The real difference comes in the offensive numbers. In my projection, the Rays hit for a .320 wOBA, .002 above league average. Last year, the Rays only hit for a .311 wOBA. However, it is important to remember just how severely the Rays under-performed last year and how much the loss of Longoria hurt them. If the Rays hit as well as they were projected to and Longoria was not hurt, they should have won over 100 games and cruised to an AL East title. As recently as 2011, the Rays hit for a .319 wOBA.
The defensive runs saved are around where they were in 2011.
For a further reminder of how much the Rays under performed last year, Joe Peta made his 2013 Rays season preview. I highly suggest reading the article, but I will quote this specific part because of how it relates to the topic on hand:
What They Did: 90-72, 3rd Place AL East.
Actual Runs: Scored 697 runs, Allowed 577.
Expected wins based on RS and RA: 94.9 (4.9 above actual)
Restated: Scored 685 runs, Allowed 554.
Exp. wins based on restated RS and RA: 96.5 (6.5 above actual)
(Glossary: Expected wins, based on a modification of Bill James’ Pythagorean Theorem, are the amount of wins a team should win in any season based on the amount of runs it actually scored and allowed. Deviations will be explained in the appropriate team capsules.

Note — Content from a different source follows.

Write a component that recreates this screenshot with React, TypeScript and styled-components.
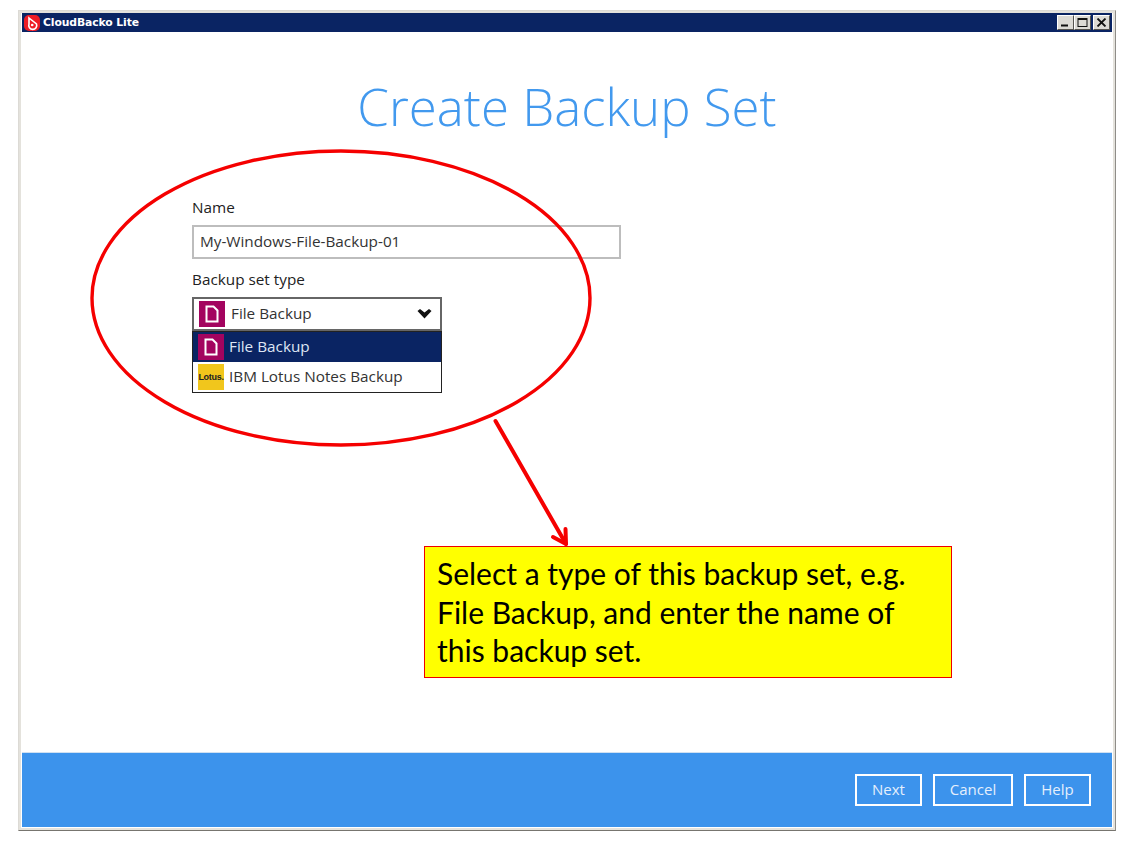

Restated Runs Scored and Runs Allowed are the amount of runs a team should have tallied based on its actual components of batting average, on-base percentage, and slugging achieved/allowed. In the case of the Rays, if they posted exactly the same stats in 2013 as 2012, they should expect to win 97 games.)
Further along in the piece, he reaches the conclusion that the Rays were the unluckiest team in baseball in 2012. His expectations for 2013? He predicts the Rays will finish with a 93-69 record, the best in the AL East.
Expecting the Rays to reach a win total in the mid-90s may seem unrealistic, but there is plenty of evidence to suggest the Rays can do just that in 2012.